The intersection of global conflict politics and the U of T community often occurs in highly contentious contexts. Subsequently, The Varsity’s editorial decisions are often subject to accusations of inaccuracy or bias that we feel are unwarranted and ultimately misserve the general readership.   

Earlier this semester, we published an opinion piece entitled “Who speaks for Palestine?”  that revolved around a contributor’s alarm over the content of a guest speaker’s lecture on the Israeli–Palestinian conflict. The contributor advocated for the Boycott, Divestment, and Sanctions (BDS) movement against Israeli occupation.

Following publication, Hillel U of T, a Jewish organization on campus, publicly accused the article of containing “misnomers and falsehoods about BDS and the reality on campus.”

We welcome reasonable disagreement and debate on highly divisive issues in the Comment section. In fact, we published two anti-BDS letters in response to the pro-BDS article. But making an unsupported comment about the factual basis of our articles serves to misinform readers about already sensitive issues. It overlooks how different sides can use different evidence to reach different conclusions.

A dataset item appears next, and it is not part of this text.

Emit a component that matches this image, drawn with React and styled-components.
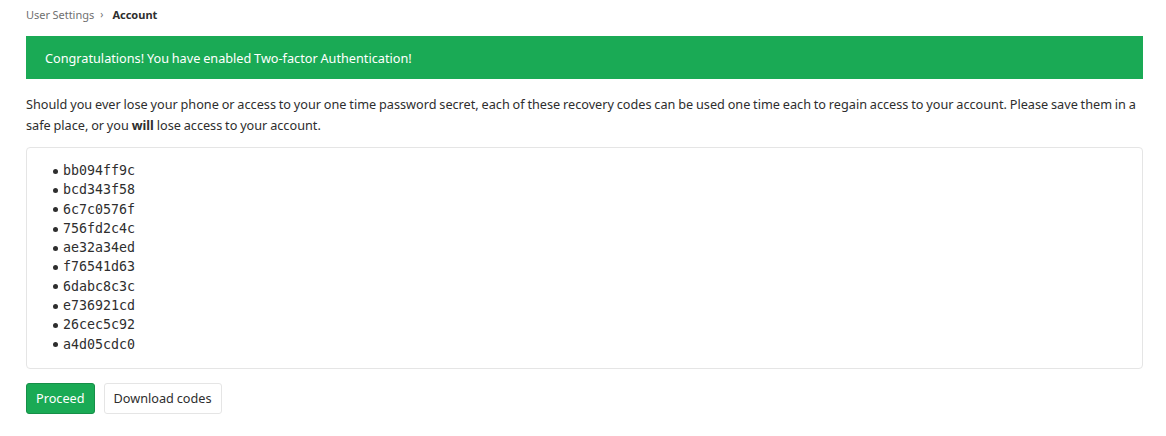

Our coverage of the online harassment campaign against Scarborough Campus Students’ Union President-elect Chemi Lhamo was met with similar accusations of misinformation. When our opinion coverage condemned the campaign, defended Lhamo’s Tibetan activism, and supported her presidency, we were accused of being “one-sided” and “biased” because the pieces were not “objective” and did not reflect the views of international Chinese students.

Accusations were made that the publication constituted a “character assassination” of China and that we supposedly have personal connections to Lhamo for “pushing her agenda.”

It is important to understand that opinion pieces in the Comment section are not news coverage. The News and Comment sections operate independently. Expectations of impartial reporting should only exist for the News section. Comment is a space for contributors to comment on issues from any perspective or side that they choose, so long as their arguments are presented reasonably. Expecting balanced arguments or neutrality from Comment articles is, by definition, contradictory.

That being said, context matters with regard to impartiality in News and diversity of opinion in Comment. The story of Lhamo is about the harassment campaign against her despite the legitimacy of her election, which our news coverage correspondingly focused on, and Comment contributors initially problematized.

The story is not about the general history of the conflict in Tibet. But the choice of some readers to interpret our coverage through this lens meant that they associated the ‘lack’ of a ‘China perspective’ as a deliberate stance on the conflict and thus reinforcing the Western tendency to negatively portray China.

Comment is not obligated to false balance for the sake of appearing neutral. A column on the online harassment against Lhamo does not automatically warrant soliciting comments from international Chinese students or groups on campus — they do not carry the same weight for the story in question. In fact, such a strategy would instead imply that being an international Chinese student means being on the ‘opposite’ side and could wrongly associate them with the harassment campaign.

Nonetheless, we reminded readers that if they disagree with our initial opinion coverage from their perspective as international Chinese students, they are always free to reach out and write an article accordingly. What we publish is ultimately a reflection of the interests of our contributors. Indeed, our UTSC Affairs Columnist wanted to provide an alternative perspective on the Lhamo story, and so that is the focus of his column this week.

Making charges against our editorial process on social media without fully understanding it, however, is not conducive to healthy discussion and debate. Discussion on sensitive issues should not devolve into flame wars. Many unreasonable and misinformed comments on social media from all sides compelled us to intervene and moderate for hateful content.

Publishing opinion pieces defending Lhamo is not an automatic endorsement of any position, and this is where the Comment-Editorial divide comes in. Whereas the Comment section is reserved for U of T community members, only editorials represent the opinion of The Varsity’s leadership. This year, the Editorial Board has not taken a position on the Lhamo story. We are obligated to make that known to readers who conflate individual contributors’ opinions with the paper’s as a whole and subsequently make accusations of bias.

Some readers’ concerns were fair. They observed that our news coverage on the Lhamo story was obscured because it was only a subheading in a news article’s recap of the SCSU elections, rather than a full article on its own. This may have contributed to the perception that opinion preceded news coverage, which is typically avoided so the former is not mistaken for the latter. We welcome readers to write letters to the editor or reach out to our Public Editor to discuss possible shortcomings in our editorial process.

We can always do better. But it is also important that readers abide by a certain level of media literacy. This means making informed and fair criticisms so that difficult discussions remain constructive.